- Records from a data collection -
————————

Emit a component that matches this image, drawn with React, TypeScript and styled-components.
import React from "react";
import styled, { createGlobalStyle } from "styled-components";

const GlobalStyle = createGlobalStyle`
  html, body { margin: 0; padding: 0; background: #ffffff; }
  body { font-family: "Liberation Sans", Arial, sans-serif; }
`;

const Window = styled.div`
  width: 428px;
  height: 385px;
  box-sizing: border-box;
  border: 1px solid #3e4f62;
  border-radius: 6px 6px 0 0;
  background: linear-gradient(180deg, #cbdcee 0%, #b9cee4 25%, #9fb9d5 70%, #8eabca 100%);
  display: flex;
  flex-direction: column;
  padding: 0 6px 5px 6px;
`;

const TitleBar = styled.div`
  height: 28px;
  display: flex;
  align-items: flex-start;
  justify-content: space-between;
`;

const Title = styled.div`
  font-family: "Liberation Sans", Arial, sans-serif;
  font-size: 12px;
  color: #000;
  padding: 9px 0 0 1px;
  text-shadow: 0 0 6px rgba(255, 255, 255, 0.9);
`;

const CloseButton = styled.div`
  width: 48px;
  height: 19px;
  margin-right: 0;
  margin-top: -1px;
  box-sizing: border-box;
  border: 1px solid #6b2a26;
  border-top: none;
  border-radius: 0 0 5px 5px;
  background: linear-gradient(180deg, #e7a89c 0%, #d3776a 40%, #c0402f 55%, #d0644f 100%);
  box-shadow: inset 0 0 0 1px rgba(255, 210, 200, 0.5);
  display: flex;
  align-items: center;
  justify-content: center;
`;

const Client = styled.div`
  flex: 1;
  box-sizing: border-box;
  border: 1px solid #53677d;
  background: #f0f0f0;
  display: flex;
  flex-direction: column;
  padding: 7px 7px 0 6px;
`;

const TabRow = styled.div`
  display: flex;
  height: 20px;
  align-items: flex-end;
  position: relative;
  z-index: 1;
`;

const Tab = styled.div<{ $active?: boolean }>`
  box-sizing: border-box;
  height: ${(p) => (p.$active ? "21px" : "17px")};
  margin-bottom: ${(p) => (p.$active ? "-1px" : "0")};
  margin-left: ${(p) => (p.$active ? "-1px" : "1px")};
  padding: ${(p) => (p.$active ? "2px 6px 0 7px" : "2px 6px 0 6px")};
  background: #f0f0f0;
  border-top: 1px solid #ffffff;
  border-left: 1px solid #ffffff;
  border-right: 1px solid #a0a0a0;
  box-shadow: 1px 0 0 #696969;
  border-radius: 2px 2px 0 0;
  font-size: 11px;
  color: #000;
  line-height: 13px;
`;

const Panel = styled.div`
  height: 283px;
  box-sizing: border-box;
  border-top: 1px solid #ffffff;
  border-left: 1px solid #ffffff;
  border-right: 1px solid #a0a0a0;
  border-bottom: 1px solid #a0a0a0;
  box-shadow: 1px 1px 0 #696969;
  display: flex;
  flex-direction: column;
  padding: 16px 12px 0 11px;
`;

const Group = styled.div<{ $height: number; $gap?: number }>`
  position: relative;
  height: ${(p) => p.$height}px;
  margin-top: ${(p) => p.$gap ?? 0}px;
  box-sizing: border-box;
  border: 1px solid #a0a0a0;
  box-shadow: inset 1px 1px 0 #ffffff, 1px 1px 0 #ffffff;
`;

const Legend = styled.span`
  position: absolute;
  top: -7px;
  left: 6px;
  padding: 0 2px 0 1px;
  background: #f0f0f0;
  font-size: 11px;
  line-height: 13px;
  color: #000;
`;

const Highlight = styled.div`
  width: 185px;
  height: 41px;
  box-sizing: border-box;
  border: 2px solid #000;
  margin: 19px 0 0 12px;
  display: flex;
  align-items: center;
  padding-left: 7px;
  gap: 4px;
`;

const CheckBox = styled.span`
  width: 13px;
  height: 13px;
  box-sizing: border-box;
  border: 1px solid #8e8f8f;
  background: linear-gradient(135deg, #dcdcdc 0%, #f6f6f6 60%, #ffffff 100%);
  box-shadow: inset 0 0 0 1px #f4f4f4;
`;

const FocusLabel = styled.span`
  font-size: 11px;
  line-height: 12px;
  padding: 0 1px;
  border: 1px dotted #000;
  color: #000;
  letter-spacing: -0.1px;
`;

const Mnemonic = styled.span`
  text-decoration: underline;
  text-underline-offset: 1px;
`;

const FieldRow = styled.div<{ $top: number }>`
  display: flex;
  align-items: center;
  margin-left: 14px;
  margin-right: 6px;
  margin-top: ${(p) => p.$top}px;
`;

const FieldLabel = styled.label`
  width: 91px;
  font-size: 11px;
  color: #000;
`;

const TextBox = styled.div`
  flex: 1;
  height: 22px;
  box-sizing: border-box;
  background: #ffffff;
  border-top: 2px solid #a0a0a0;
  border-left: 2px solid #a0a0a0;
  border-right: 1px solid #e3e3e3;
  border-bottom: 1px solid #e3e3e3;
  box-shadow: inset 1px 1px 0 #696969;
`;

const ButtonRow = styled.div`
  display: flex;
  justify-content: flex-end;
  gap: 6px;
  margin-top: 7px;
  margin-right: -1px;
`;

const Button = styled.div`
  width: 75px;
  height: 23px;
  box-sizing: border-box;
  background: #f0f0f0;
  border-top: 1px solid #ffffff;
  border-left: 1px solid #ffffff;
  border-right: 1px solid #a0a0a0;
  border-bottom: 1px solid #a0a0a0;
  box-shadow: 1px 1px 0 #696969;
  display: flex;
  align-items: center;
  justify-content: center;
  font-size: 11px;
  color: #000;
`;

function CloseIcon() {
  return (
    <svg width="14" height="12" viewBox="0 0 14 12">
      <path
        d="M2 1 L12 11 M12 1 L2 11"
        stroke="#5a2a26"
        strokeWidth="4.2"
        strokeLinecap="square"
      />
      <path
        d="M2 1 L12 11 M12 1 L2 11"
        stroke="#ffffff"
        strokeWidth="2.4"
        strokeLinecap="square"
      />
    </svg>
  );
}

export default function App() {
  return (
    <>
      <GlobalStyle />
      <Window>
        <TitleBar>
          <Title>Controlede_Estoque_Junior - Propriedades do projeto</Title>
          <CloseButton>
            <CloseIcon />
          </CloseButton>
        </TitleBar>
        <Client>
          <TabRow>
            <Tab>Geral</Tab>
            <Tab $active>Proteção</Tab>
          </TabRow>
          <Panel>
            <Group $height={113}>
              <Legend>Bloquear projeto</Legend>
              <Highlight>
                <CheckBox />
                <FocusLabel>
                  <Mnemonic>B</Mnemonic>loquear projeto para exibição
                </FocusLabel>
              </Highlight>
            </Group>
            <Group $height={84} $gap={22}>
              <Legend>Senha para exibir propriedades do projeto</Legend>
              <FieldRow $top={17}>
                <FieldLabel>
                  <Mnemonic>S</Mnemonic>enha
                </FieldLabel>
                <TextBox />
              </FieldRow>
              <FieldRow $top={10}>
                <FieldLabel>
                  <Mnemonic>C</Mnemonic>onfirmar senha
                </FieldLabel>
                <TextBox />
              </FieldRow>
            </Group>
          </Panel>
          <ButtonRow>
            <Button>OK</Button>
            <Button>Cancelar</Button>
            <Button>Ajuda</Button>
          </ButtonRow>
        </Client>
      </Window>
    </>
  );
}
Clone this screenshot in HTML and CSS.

————————

Repeat the material in full, exactly as it stands.

Emit a component that matches this image, drawn with React, TypeScript and styled-components.
import React from "react";
import styled, { createGlobalStyle } from "styled-components";

const GlobalStyle = createGlobalStyle`
  html, body { margin: 0; padding: 0; background: #ffffff; }
  body { font-family: "Liberation Sans", Arial, sans-serif; }
`;

const Window = styled.div`
  width: 428px;
  height: 385px;
  box-sizing: border-box;
  border: 1px solid #3e4f62;
  border-radius: 6px 6px 0 0;
  background: linear-gradient(180deg, #cbdcee 0%, #b9cee4 25%, #9fb9d5 70%, #8eabca 100%);
  display: flex;
  flex-direction: column;
  padding: 0 6px 5px 6px;
`;

const TitleBar = styled.div`
  height: 28px;
  display: flex;
  align-items: flex-start;
  justify-content: space-between;
`;

const Title = styled.div`
  font-family: "Liberation Sans", Arial, sans-serif;
  font-size: 12px;
  color: #000;
  padding: 9px 0 0 1px;
  text-shadow: 0 0 6px rgba(255, 255, 255, 0.9);
`;

const CloseButton = styled.div`
  width: 48px;
  height: 19px;
  margin-right: 0;
  margin-top: -1px;
  box-sizing: border-box;
  border: 1px solid #6b2a26;
  border-top: none;
  border-radius: 0 0 5px 5px;
  background: linear-gradient(180deg, #e7a89c 0%, #d3776a 40%, #c0402f 55%, #d0644f 100%);
  box-shadow: inset 0 0 0 1px rgba(255, 210, 200, 0.5);
  display: flex;
  align-items: center;
  justify-content: center;
`;

const Client = styled.div`
  flex: 1;
  box-sizing: border-box;
  border: 1px solid #53677d;
  background: #f0f0f0;
  display: flex;
  flex-direction: column;
  padding: 7px 7px 0 6px;
`;

const TabRow = styled.div`
  display: flex;
  height: 20px;
  align-items: flex-end;
  position: relative;
  z-index: 1;
`;

const Tab = styled.div<{ $active?: boolean }>`
  box-sizing: border-box;
  height: ${(p) => (p.$active ? "21px" : "17px")};
  margin-bottom: ${(p) => (p.$active ? "-1px" : "0")};
  margin-left: ${(p) => (p.$active ? "-1px" : "1px")};
  padding: ${(p) => (p.$active ? "2px 6px 0 7px" : "2px 6px 0 6px")};
  background: #f0f0f0;
  border-top: 1px solid #ffffff;
  border-left: 1px solid #ffffff;
  border-right: 1px solid #a0a0a0;
  box-shadow: 1px 0 0 #696969;
  border-radius: 2px 2px 0 0;
  font-size: 11px;
  color: #000;
  line-height: 13px;
`;

const Panel = styled.div`
  height: 283px;
  box-sizing: border-box;
  border-top: 1px solid #ffffff;
  border-left: 1px solid #ffffff;
  border-right: 1px solid #a0a0a0;
  border-bottom: 1px solid #a0a0a0;
  box-shadow: 1px 1px 0 #696969;
  display: flex;
  flex-direction: column;
  padding: 16px 12px 0 11px;
`;

const Group = styled.div<{ $height: number; $gap?: number }>`
  position: relative;
  height: ${(p) => p.$height}px;
  margin-top: ${(p) => p.$gap ?? 0}px;
  box-sizing: border-box;
  border: 1px solid #a0a0a0;
  box-shadow: inset 1px 1px 0 #ffffff, 1px 1px 0 #ffffff;
`;

const Legend = styled.span`
  position: absolute;
  top: -7px;
  left: 6px;
  padding: 0 2px 0 1px;
  background: #f0f0f0;
  font-size: 11px;
  line-height: 13px;
  color: #000;
`;

const Highlight = styled.div`
  width: 185px;
  height: 41px;
  box-sizing: border-box;
  border: 2px solid #000;
  margin: 19px 0 0 12px;
  display: flex;
  align-items: center;
  padding-left: 7px;
  gap: 4px;
`;

const CheckBox = styled.span`
  width: 13px;
  height: 13px;
  box-sizing: border-box;
  border: 1px solid #8e8f8f;
  background: linear-gradient(135deg, #dcdcdc 0%, #f6f6f6 60%, #ffffff 100%);
  box-shadow: inset 0 0 0 1px #f4f4f4;
`;

const FocusLabel = styled.span`
  font-size: 11px;
  line-height: 12px;
  padding: 0 1px;
  border: 1px dotted #000;
  color: #000;
  letter-spacing: -0.1px;
`;

const Mnemonic = styled.span`
  text-decoration: underline;
  text-underline-offset: 1px;
`;

const FieldRow = styled.div<{ $top: number }>`
  display: flex;
  align-items: center;
  margin-left: 14px;
  margin-right: 6px;
  margin-top: ${(p) => p.$top}px;
`;

const FieldLabel = styled.label`
  width: 91px;
  font-size: 11px;
  color: #000;
`;

const TextBox = styled.div`
  flex: 1;
  height: 22px;
  box-sizing: border-box;
  background: #ffffff;
  border-top: 2px solid #a0a0a0;
  border-left: 2px solid #a0a0a0;
  border-right: 1px solid #e3e3e3;
  border-bottom: 1px solid #e3e3e3;
  box-shadow: inset 1px 1px 0 #696969;
`;

const ButtonRow = styled.div`
  display: flex;
  justify-content: flex-end;
  gap: 6px;
  margin-top: 7px;
  margin-right: -1px;
`;

const Button = styled.div`
  width: 75px;
  height: 23px;
  box-sizing: border-box;
  background: #f0f0f0;
  border-top: 1px solid #ffffff;
  border-left: 1px solid #ffffff;
  border-right: 1px solid #a0a0a0;
  border-bottom: 1px solid #a0a0a0;
  box-shadow: 1px 1px 0 #696969;
  display: flex;
  align-items: center;
  justify-content: center;
  font-size: 11px;
  color: #000;
`;

function CloseIcon() {
  return (
    <svg width="14" height="12" viewBox="0 0 14 12">
      <path
        d="M2 1 L12 11 M12 1 L2 11"
        stroke="#5a2a26"
        strokeWidth="4.2"
        strokeLinecap="square"
      />
      <path
        d="M2 1 L12 11 M12 1 L2 11"
        stroke="#ffffff"
        strokeWidth="2.4"
        strokeLinecap="square"
      />
    </svg>
  );
}

export default function App() {
  return (
    <>
      <GlobalStyle />
      <Window>
        <TitleBar>
          <Title>Controlede_Estoque_Junior - Propriedades do projeto</Title>
          <CloseButton>
            <CloseIcon />
          </CloseButton>
        </TitleBar>
        <Client>
          <TabRow>
            <Tab>Geral</Tab>
            <Tab $active>Proteção</Tab>
          </TabRow>
          <Panel>
            <Group $height={113}>
              <Legend>Bloquear projeto</Legend>
              <Highlight>
                <CheckBox />
                <FocusLabel>
                  <Mnemonic>B</Mnemonic>loquear projeto para exibição
                </FocusLabel>
              </Highlight>
            </Group>
            <Group $height={84} $gap={22}>
              <Legend>Senha para exibir propriedades do projeto</Legend>
              <FieldRow $top={17}>
                <FieldLabel>
                  <Mnemonic>S</Mnemonic>enha
                </FieldLabel>
                <TextBox />
              </FieldRow>
              <FieldRow $top={10}>
                <FieldLabel>
                  <Mnemonic>C</Mnemonic>onfirmar senha
                </FieldLabel>
                <TextBox />
              </FieldRow>
            </Group>
          </Panel>
          <ButtonRow>
            <Button>OK</Button>
            <Button>Cancelar</Button>
            <Button>Ajuda</Button>
          </ButtonRow>
        </Client>
      </Window>
    </>
  );
}
Clone this screenshot in HTML and CSS.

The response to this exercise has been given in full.